By historical convention (and two further primary reasons given below), the US government decides to sell US Treasury bonds to cover any deficits it runs. The Treasury creates the bonds and issues them via auction to commercial banks with reserve accounts at the Fed (see How Auctions Work for an explainer). The purpose of issuing these bonds is to provide a risk-free saving vehicle and to help the central bank achieve its interest rate target. Remember, the reserves (commercial bank assets / central bank liabilities) used by the commercial banks to purchase these Treasury bonds were placed there when the Government spent on its priorities and instructed the central bank (monoply issuer of USD reserves) to create them.
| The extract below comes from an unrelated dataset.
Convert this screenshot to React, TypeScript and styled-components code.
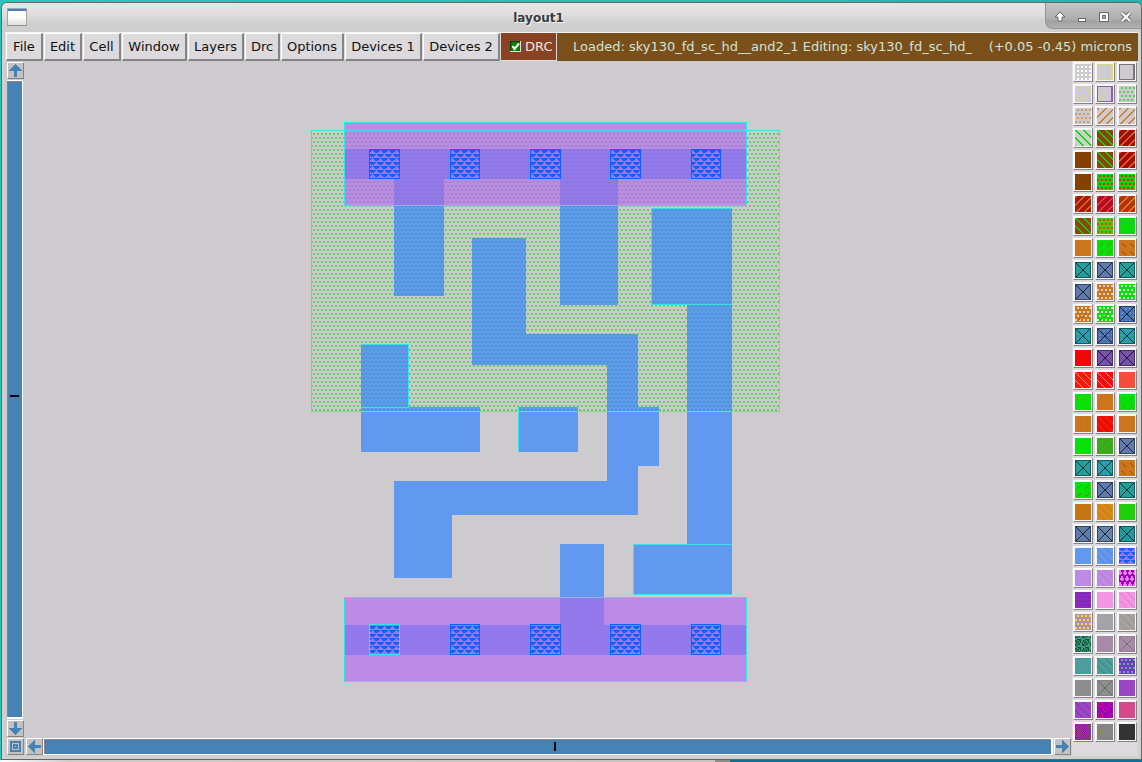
import React from 'react';
import styled, { createGlobalStyle } from 'styled-components';

const Global = createGlobalStyle`
  html, body { margin: 0; padding: 0; overflow: hidden; }
  body { font-family: "DejaVu Sans", sans-serif; background: #2bbab3; }
  * { box-sizing: border-box; }
`;

const Desktop = styled.div`
  width: 1142px;
  height: 762px;
  padding: 2px 0 0 1px;
  display: flex;
  flex-direction: column;
  background: linear-gradient(90deg, #2bc4bd, #38b8b0 60%, #2ab0b0);
`;

const WindowFrame = styled.div`
  width: 1141px;
  height: 758px;
  flex: none;
  border: 1px solid #606a69;
  border-bottom-color: #626664;
  border-radius: 6px 6px 0 0;
  background: #d1d0d1;
  overflow: hidden;
  display: flex;
  flex-direction: column;
`;

const Behind = styled.div`
  height: 2px;
  margin-left: -1px;
  display: grid;
  grid-template-columns: 715px 15px 1fr;
`;
const BehindPart = styled.div<{ $bg: string }>`
  background: ${p => p.$bg};
`;

const TitleBar = styled.div`
  height: 29px;
  flex: none;
  display: flex;
  background: linear-gradient(#e8e5e6 0, #e2dfe1 10px, #d6d5d7 16px, #cfcfcf 21px, #cdcdcd 29px);
`;
const AppIcon = styled.div`
  width: 20px;
  height: 18px;
  margin: 5px 0 0 5px;
  border: 1px solid #a4a4a2;
  border-top: 1px solid #9eacc0;
  border-bottom: 1px solid #8e908e;
  background: linear-gradient(#4f7bb5 0 2px, #fff 2px 8px, #dfe1d6);
`;
const Title = styled.div`
  flex: 1;
  padding: 7px 0 0 5px;
  text-align: center;
  font-size: 12px;
  line-height: 17px;
  font-weight: bold;
  color: #3a3a3a;
  text-shadow: 1px 1px #f5f5f5;
`;
const Controls = styled.div`
  width: 96px;
  height: 26px;
  border: 1px solid #949494;
  border-width: 0 0 1px 1px;
  border-radius: 0 0 0 8px;
  background: linear-gradient(#c6c6c6, #acacac 17px, #a0a0a0 18px, #b2b2b2);
`;

const MenuRow = styled.div`
  height: 29px;
  flex: none;
  margin: 0 3px 0 3px;
  padding-left: 1px;
  border-top: 1px solid #f5f5f5;
  display: flex;
  background: #dcdadc;
`;
const MenuButton = styled.div<{ $w: number }>`
  width: ${p => p.$w}px;
  height: 28px;
  margin-right: 1px;
  border: 1px solid #fff;
  border-right: 2px solid #858385;
  border-bottom: 2px solid #858385;
  background: #dcdadc;
  color: #111;
  font-size: 13px;
  line-height: 25px;
  text-align: center;
  white-space: nowrap;
`;
const DrcToggle = styled.div`
  width: 55px;
  height: 27px;
  display: flex;
  align-items: center;
  gap: 4px;
  padding-left: 9px;
  background: #8a4322;
  color: #eee6e2;
  font-size: 13px;
`;
const StatusBar = styled.div`
  flex: 1;
  margin-left: 1px;
  padding: 0 6px 0 16px;
  background: #7b4f19;
  color: #cde4dd;
  display: flex;
  justify-content: space-between;
  font-size: 13px;
  line-height: 27px;
  white-space: pre;
`;

const Body = styled.div`
  flex: 1;
  min-height: 0;
  padding: 0 3px 3px 3px;
  display: grid;
  grid-template-columns: 1067px 66px;
  background: #d1d0d1;
`;
const Workspace = styled.div`
  padding-top: 1px;
  display: grid;
  grid-template-columns: 19px 1048px;
  grid-template-rows: 676px 18px;
  background: #cdcbcd;
`;
const VScroll = styled.div`
  display: flex;
  flex-direction: column;
  padding-left: 2px;
  gap: 1px;
`;
const ArrowBox = styled.div`
  width: 17px;
  height: 17px;
  flex: none;
  border: 1px solid #fff;
  border-right-color: #858385;
  border-bottom-color: #858385;
  background: #c3c2c3;
  svg { display: block; }
`;
const HScroll = styled.div`
  display: flex;
  align-items: flex-start;
  padding-left: 2px;
  ${ArrowBox}:last-child { margin-left: 1px; }
`;
const Corner = styled.div`
  padding-left: 2px;
`;
const Track = styled.div<{ $vertical?: boolean }>`
  flex: none;
  display: flex;
  align-items: center;
  justify-content: center;
  width: ${p => (p.$vertical ? 16 : 1010)}px;
  height: ${p => (p.$vertical ? 639 : 17)}px;
  border: solid #fff;
  border-width: ${p => (p.$vertical ? '1px 1px 2px 0' : '1px 2px 1px 1px')};
  background: #4682b4;
  box-shadow: inset 1px 1px #858385;
`;
const Marker = styled.div<{ $vertical?: boolean }>`
  width: ${p => (p.$vertical ? 9 : 2)}px;
  height: ${p => (p.$vertical ? 2 : 9)}px;
  background: #000;
  margin: ${p => (p.$vertical ? '0 0 7px 0' : '0 0 0 14px')};
`;

const Palette = styled.div`
  padding: 1px 0 0 1px;
  display: grid;
  grid-template-columns: repeat(3, 20px);
  grid-auto-rows: 20px;
  gap: 2px;
  align-content: start;
  background: #dcdadc;
`;
const SwatchButton = styled.div`
  border: 1px solid #fff;
  border-right-color: #858385;
  border-bottom-color: #858385;
  padding: 1px;
  background: #f5f3f5;
  svg { display: block; }
`;

type Kind = 'solid' | 'grid' | 'stag' | 'frame' | 'back' | 'fwd' | 'x' | 'xd' | 'dash' | 'dashb' | 'mesh' | 'meshd' | 'tri' | 'dia' | 'maze' | 'ring' | 'check' | 'thinb' | 'xs' | 'wave';
type Spec = [Kind, string, string?];

const G = '#cdcbcd';
const LAYERS: Spec[] = [
  ['grid', '#cdcbcd', '#fff'], ['frame', G, '#dfd978'], ['frame', G, '#77757a'],
  ['thinb', G, '#e6e03c'], ['frame', G, '#9058c0'], ['stag', G, '#5ccd5c'],
  ['stag', G, '#d59a66'], ['fwd', G, '#d27b28'], ['fwd', G, '#d27b28'],
  ['back', '#c7d6c7', '#10d010'], ['back', '#8a4304', '#10d010'], ['fwd', '#a80808', '#d0701c'],
  ['solid', '#854103'], ['back', '#8a4304', '#10d010'], ['fwd', '#a80808', '#d0701c'],
  ['solid', '#854103'], ['stag', '#09d809', '#e8200c'], ['stag', '#09d809', '#e8200c'],
  ['fwd', '#aa190a', '#d0701c'], ['fwd', '#b80b25', '#d84830'], ['fwd', '#b9320a', '#d8821c'],
  ['back', '#8d4610', '#12cc10'], ['stag', '#43cc0c', '#e8400c'], ['solid', '#09dd09'],
  ['solid', '#cd751d'], ['dash', '#09e009', '#6a8010'], ['dashb', '#cd751d', '#9a4b10'],
  ['x', '#22a09b', '#062f35'], ['x', '#607aa9', '#182339'], ['x', '#22a09b', '#062f35'],
  ['x', '#607aa9', '#182339'], ['mesh', '#cd751d', '#e0d2ca'], ['mesh', '#09e009', '#d9f0d9'],
  ['meshd', '#cd751d', '#e0d2ca'], ['meshd', '#09e009', '#d9f0d9'], ['xd', '#4e70ac', '#182339'],
  ['xd', '#22a09b', '#062f35'], ['xd', '#526da6', '#182339'], ['xd', '#22a09b', '#062f35'],
  ['solid', '#f00808'], ['x', '#7653a8', '#251343'], ['x', '#7653a8', '#251343'],
  ['thinb', '#f51707', '#e9aa70'], ['thinb', '#f50b08', '#e6a9ae'], ['solid', '#f84b38'],
  ['solid', '#09e009'], ['solid', '#cd751d'], ['dash', '#09e009', '#28b210'],
  ['dashb', '#cd751d', '#bd6815'], ['thinb', '#f40808', '#c84b08'], ['solid', '#cd751d'],
  ['solid', '#09e009'], ['fwd', '#3da81d', '#36b41e'], ['x', '#607aa9', '#182339'],
  ['x', '#22a09b', '#062f35'], ['xd', '#22a09b', '#062f35'], ['dashb', '#cd751d', '#9a4b10'],
  ['dash', '#09e009', '#6a6b10'], ['x', '#607aa9', '#182339'], ['x', '#22a09b', '#062f35'],
  ['solid', '#c77413'], ['thinb', '#d58a17', '#c77413'], ['solid', '#20cf09'],
  ['x', '#607aa9', '#182339'], ['x', '#6585ad', '#182339'], ['x', '#22999b', '#062f35'],
  ['solid', '#6199ee'], ['thinb', '#6199ee', '#587fc5'], ['tri', '#9479ec', '#0b62ff'],
  ['solid', '#bd8be6'], ['thinb', '#bd8be6', '#c873b9'], ['dia', '#a000c0', '#e87ce8'],
  ['wave', '#9227ce', '#6c3494'], ['solid', '#f195e4'], ['thinb', '#f195e4', '#ed75ac'],
  ['stag', '#b58bae', '#efe32a'], ['solid', '#a5a3a7'], ['thinb', '#a5a3a1', '#a98c70'],
  ['maze', '#45928e', '#075c29'], ['solid', '#a68aa7'], ['xs', '#a68aa7', '#777077'],
  ['solid', '#4b9e9b'], ['thinb', '#4b9e9b', '#3b7e71'], ['stag', '#7439b8', '#55b0b0'],
  ['solid', '#8b8e8c'], ['xs', '#8b8e8c', '#666866'], ['solid', '#9a47c5'],
  ['thinb', '#9a47c5', '#853095'], ['ring', '#a000b5', '#cf1585'], ['solid', '#d64a8d'],
  ['check', '#8c198e', '#7a6159'], ['solid', '#868486'], ['solid', '#313431'],
];

const S = 16;

function marks(kind: Kind, fg: string) {
  const out: React.ReactNode[] = [];
  const dot = (x: number, y: number, w = 1, h = 1, c = fg) =>
    out.push(<rect key={out.length} x={x} y={y} width={w} height={h} fill={c} />);
  const lines = (dir: number, period: number, w: number) => {
    for (let y = 0; y < S; y++)
      for (let x = 0; x < S; x++) {
        const m = (((x - dir * y) % period) + period) % period;
        if (m < w) dot(x, y);
      }
  };
  switch (kind) {
    case 'grid':
      for (let y = 2; y < S; y += 4) for (let x = 2; x < S; x += 4) dot(x, y, 2, 2);
      break;
    case 'stag':
      for (let y = 1, r = 0; y < S; y += 4, r++) for (let x = r % 2 ? 0 : 2; x < S; x += 4) dot(x, y, 2, 2);
      break;
    case 'frame':
      dot(0, 0, S, 1); dot(0, 0, 1, S); dot(0, S - 1, S, 1); dot(S - 2, 0, 2, S);
      break;
    case 'back': lines(1, 8, 2); break;
    case 'thinb': lines(1, 8, 1); break;
    case 'fwd': lines(-1, 8, 2); break;
    case 'dash':
    case 'dashb':
      for (let i = 0; i < S; i++)
        for (let x = 0; x < S; x++) {
          const d = kind === 'dash' ? x + i : x - i + 32;
          if (d % 8 === 0 && i % 8 > 2 && i % 8 < 7) dot(x, i);
        }
      break;
    case 'mesh':
    case 'meshd':
      for (let y = 1, r = 0; y < S; y += 4, r++)
        for (let x = r % 2 ? 0 : 2; x < S; x += 4) dot(x, y, 2, 2);
      if (kind === 'meshd') for (let i = 3; i < 15; i += 3) dot(i, 16 - i, 2, 1, '#9a6a20');
      break;
    case 'tri':
      for (let r = 0; r < 5; r++)
        for (let x = r % 2 ? -4 : 0; x < S; x += 8) {
          dot(x, r * 4, 7); dot(x + 1, r * 4 + 1, 5); dot(x + 2, r * 4 + 2, 3);
        }
      break;
    case 'dia':
      for (let r = 0; r < 3; r++)
        for (let c = 0; c < 4; c++) {
          const x = c * 5 + (r % 2 ? 2 : 0), y = r * 6;
          dot(x, y, 2, 5); dot(x - 1, y + 2, 4, 2);
        }
      break;
    case 'wave':
      for (let y = 0; y < S; y += 4) for (let x = 0; x < S; x += 6) { dot(x, y, 3, 1); dot(x + 2, y + 1, 4, 1); }
      break;
    case 'maze':
      for (let y = 0; y < S; y++) for (let x = 0; x < S; x++) if ((x * 3 + y * 5 + ((x * y) >> 1)) % 4 < 2) dot(x, y);
      break;
    case 'check':
      for (let y = 0; y < S; y++) for (let x = y % 2; x < S; x += 2) if (x % 8 !== 1 || y % 4 !== 1) dot(x, y);
      break;
    case 'ring':
      for (const [x, y] of [[6, 5], [1, 0], [12, 0], [1, 11], [12, 11]]) {
        dot(x + 1, y, 3, 1); dot(x, y + 1, 1, 3); dot(x + 4, y + 1, 1, 3); dot(x + 1, y + 4, 3, 1);
      }
      break;
    case 'x':
    case 'xd':
    case 'xs':
      if (kind === 'xd')
        for (let y = 2; y < S; y += 4) for (let x = 2; x < S; x += 4) dot(x, y, 2, 2, '#4f8fe0');
      for (let i = 1; i < S - 1; i++) { dot(i, i); dot(S - 1 - i, i); }
      out.push(<rect key="edge" x=".5" y=".5" width={S - 1} height={S - 1} fill="none" stroke={fg} strokeOpacity={kind === 'xs' ? 0.3 : 0.6} />);
      break;
  }
  return out;
}

function Swatch({ spec }: { spec: Spec }) {
  const [kind, bg, fg] = spec;
  return (
    <SwatchButton>
      <svg width={S} height={S} viewBox={`0 0 ${S} ${S}`} shapeRendering="crispEdges">
        <rect width={S} height={S} fill={bg} />
        {marks(kind, fg ?? bg)}
      </svg>
    </SwatchButton>
  );
}

function Arrow({ turn }: { turn: number }) {
  return (
    <svg width="15" height="15" viewBox="0 0 15 15" shapeRendering="crispEdges">
      <path transform={`rotate(${turn} 7.5 7.5)`} d="M7 1h1v1h1v1h1v1h1v1h1v1h1v1h1v1H9v6H6V8H1V7h1V6h1V5h1V4h1V3h1V2h1z" fill="#4682b4" />
    </svg>
  );
}

const METAL_WIRES = [
  'M394 179H444V296H394Z', 'M560 179H618V305H560Z', 'M652 208H732V544H687V305H652Z',
  'M634 544H732V595H634Z',
  'M472 238H526V334H638V407H659V466H638V515H452V578H394V481H607V365H472Z',
  'M361 344H408V407H480V452H361Z', 'M518 407H578V452H518Z', 'M560 544H604V598H560Z',
].join('');
const CONTACTS: [number, number][] = [[369, 31], [450, 30], [530, 31], [610, 31], [691, 30]];

// x, y, width, height of the highlighted cell edges
const EDGES = [
  [311, 130, 469, 1], [311, 130, 1, 281],
  [344, 122, 403, 1], [344, 205, 403, 1], [344, 122, 1, 84], [746, 122, 1, 84],
  [344, 597, 403, 1], [344, 681, 403, 1], [344, 597, 1, 85], [746, 597, 1, 85],
  [652, 208, 80, 1], [651, 208, 1, 97], [652, 304, 80, 1],
  [361, 344, 48, 1], [408, 344, 1, 64], [361, 407, 48, 1],
  [518, 407, 1, 45], [633, 544, 99, 1], [633, 544, 1, 51], [633, 594, 99, 1],
];

function Layout() {
  return (
    <svg width="1048" height="676" viewBox="24 62 1048 676" shapeRendering="crispEdges">
      <defs>
        <pattern id="well" x="313" y="133" width="4" height="8" patternUnits="userSpaceOnUse">
          <rect width="2" height="2" fill="#5fd05f" /><path d="M2 4h2v2h-2z" fill="#5fd05f" />
        </pattern>
        <pattern id="wellOver" x="313" y="133" width="4" height="8" patternUnits="userSpaceOnUse">
          <path d="M0 0h2v2H0zM2 4h2v2h-2z" fill="#00a070" fillOpacity=".33" />
        </pattern>
        <pattern id="wellPurple" x="313" y="133" width="4" height="8" patternUnits="userSpaceOnUse">
          <path d="M0 0h2v2H0zM2 4h2v2h-2z" fill="#6a8a9a" fillOpacity=".45" />
        </pattern>
        <pattern id="wellOverlap" x="313" y="133" width="4" height="8" patternUnits="userSpaceOnUse">
          <path d="M0 0h2v2H0zM2 4h2v2h-2z" fill="#8878d8" />
        </pattern>
        <pattern id="contact" x="371" y="150" width="8" height="8" patternUnits="userSpaceOnUse">
          <path d="M0 0h1v1H0zM2 0h6v1H2zM3 1h5v1H3zM4 2h3v1H4zM0 4h5v1H0zM6 4h2v1H6zM0 5h4v1H0zM7 5h1v1H7zM0 6h3v1H0z" fill="#0b62ff" />
        </pattern>
        <clipPath id="wellClip"><rect x="312" y="131" width="467" height="280" /></clipPath>
      </defs>
      <rect x="24" y="62" width="1048" height="676" fill="#cdcbcd" />
      <rect x="312" y="131" width="467" height="280" fill="url(#well)" />
      <path d={METAL_WIRES} fill="#6199ee" />
      <path d={METAL_WIRES} fill="url(#wellOver)" clipPath="url(#wellClip)" />
      {[[122, 84], [597, 85]].map(([y, h]) => <rect key={y} x="344" y={y} width="403" height={h} fill="#bd8be6" />)}
      <rect x="345" y="131" width="401" height="74" fill="url(#wellPurple)" />
      <path d="M344 149h403v30H618v27h-58v-27H444v27H394v-27H344zM344 625H560v-27h44v27h143v30H344z" fill="#9479ec" />
      <path d="M344 149h403v30H618v27h-58v-27H444v27H394v-27H344z" fill="url(#wellOverlap)" />
      {[149, 624].map(y => CONTACTS.map(([x, w]) => {
        const h = y === 149 ? 30 : 31;
        const selected = y === 624 && x === 369;
        return (
          <g key={`${x}-${y}`}>
            <rect x={x} y={y} width={w} height={h} fill={selected ? '#30e4e8' : '#0b62ff'} />
            <rect x={x + 1} y={y + 1} width={w - 2} height={h - 2} fill="#9479ec" />
            <rect x={x + 1} y={y + 1} width={w - 2} height={h - 2} fill="url(#contact)" />
          </g>
        );
      }))}
      <path d="M311 411.5H779.5V131" fill="none" stroke="#68d878" strokeDasharray="2 1" />
      <path d="M361 411.5h119M518 411.5h60M607 411.5h52M687 411.5h45" stroke="#65d8cf" />
      {EDGES.map(([x, y, w, h]) => <rect key={`${x},${y},${w}`} x={x} y={y} width={w} height={h} fill="#30e4e8" />)}
    </svg>
  );
}

const MENUS: [string, number][] = [
  ['File', 37], ['Edit', 38], ['Cell', 38], ['Window', 65], ['Layers', 56],
  ['Drc', 35], ['Options', 63], ['Devices 1', 77], ['Devices 2', 77],
];

export default function App() {
  return (
    <>
      <Global />
      <Desktop>
        <WindowFrame>
          <TitleBar>
            <AppIcon />
            <Title>layout1</Title>
            <Controls>
              <svg width="95" height="25" viewBox="1046 3 95 25">
                <g fill="#fff" stroke="#666" strokeWidth="1">
                  <path d="M1060 12l5 5h-3v4h-4v-4h-3z" />
                  <rect x="1078.5" y="18.500" width="7" height="3" />
                  <path fillRule="evenodd" d="M1099.500 12.500h9v9h-9zM1102.500 15.500v3h3v-3z" />
                </g>
                <path d="M1122 13l8 8m0-8l-8 8" stroke="#666" strokeWidth="4" />
                <path d="M1122 13l8 8m0-8l-8 8" stroke="#fff" strokeWidth="2.300" />
              </svg>
            </Controls>
          </TitleBar>
          <MenuRow>
            {MENUS.map(([name, w]) => <MenuButton key={name} $w={w}>{name}</MenuButton>)}
            <DrcToggle>
              <svg width="11" height="11" viewBox="0 0 11 11">
                <path d="M0 0h11v11H0z" fill="#ddd" /><path d="M0 0h10v10H0z" fill="#063d06" /><path d="M1 1h9v9H1z" fill="#078207" />
                <path d="M2.500 5l2 3L9 2.500" fill="none" stroke="#fff" strokeWidth="2" />
              </svg>
              DRC
            </DrcToggle>
            <StatusBar>
              <span>Loaded: sky130_fd_sc_hd__and2_1 Editing: sky130_fd_sc_hd_</span>
              <span>(+0.05 -0.45) microns</span>
            </StatusBar>
          </MenuRow>
          <Body>
            <Workspace>
              <VScroll>
                <ArrowBox><Arrow turn={0} /></ArrowBox>
                <Track $vertical><Marker $vertical /></Track>
                <ArrowBox><Arrow turn={180} /></ArrowBox>
              </VScroll>
              <Layout />
              <Corner>
                <ArrowBox>
                  <svg width="15" height="15" viewBox="0 0 15 15" shapeRendering="crispEdges">
                    <path fillRule="evenodd" d="M2 2h11v11H2zM4 4v7h7V4zM5 5h5v5H5zM7 7v1h1V7z" fill="#4682b4" />
                  </svg>
                </ArrowBox>
              </Corner>
              <HScroll>
                <ArrowBox><Arrow turn={270} /></ArrowBox>
                <Track><Marker /></Track>
                <ArrowBox><Arrow turn={90} /></ArrowBox>
              </HScroll>
            </Workspace>
            <Palette>{LAYERS.map((spec, i) => <Swatch key={i} spec={spec} />)}</Palette>
          </Body>
        </WindowFrame>
        <Behind>
          <BehindPart $bg="linear-gradient(90deg,#fff,#ccc 70px,#c5c5c5)" />
          <BehindPart $bg="#8c8c8c" />
          <BehindPart $bg="#0e7090" />
        </Behind>
      </Desktop>
    </>
  );
}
See The Fed Explained, specifically page 86:
The Reserve Banks also act as fiscal agents of the U.S. government and certain other entities. In
other words, they act as the “government’s bank” and maintain the operating cash account of the
U.S. Department of the Treasury; process payments to and from the Treasury’s Federal Reserve
account; and issue, transfer, and redeem U.S. government securities.
See also Tymoigne 2014; pg 9 following a detailed analysis of federal reserve and US Treasury operations:
issued securities for other purposes than funding itself. One reason is to provide a means of
payment for the country; another is to help the Federal Reserve in its interest-rate stabilization
operations; a third one is to help financial institutions meet their capital requirements and to
provide a foundation upon which all other securities are valued by providing a proxy for the
So quite literally, bond issuance is a process of 'mopping' up excess reserves in the system that the government put there.
So, in a directly analogous way to how tax revenues are destroyed/deleted, the reserve dollars used to buy government bonds are simply destroyed. The money doesn't go anywhere.
Current budgetary procedures do require, by regulatory convention, the Treasury to issue Treasury bonds to cover any deficits, but this is an artificial and political requirement, not a fundamental economic requirement.
How separate is the Central Bank budget from the government's budget?
As a shorter exposition on your second question, it is important to recognise that, while the US Treasury and Federal Reserve are operationally independent, they liaise closely with one another daily to coordinate fiscal and monetary operations (since the federal reserve is factually the government's bank and fiscal agent).
It is misleading to say the federal reserve has "a budget". It holds assets (eg. Treasuries it bought with newly created reserves via Open Market Operations (OMO) see The Fed Explained again) and liabilities (primarily electronic reserves held by commercial banks).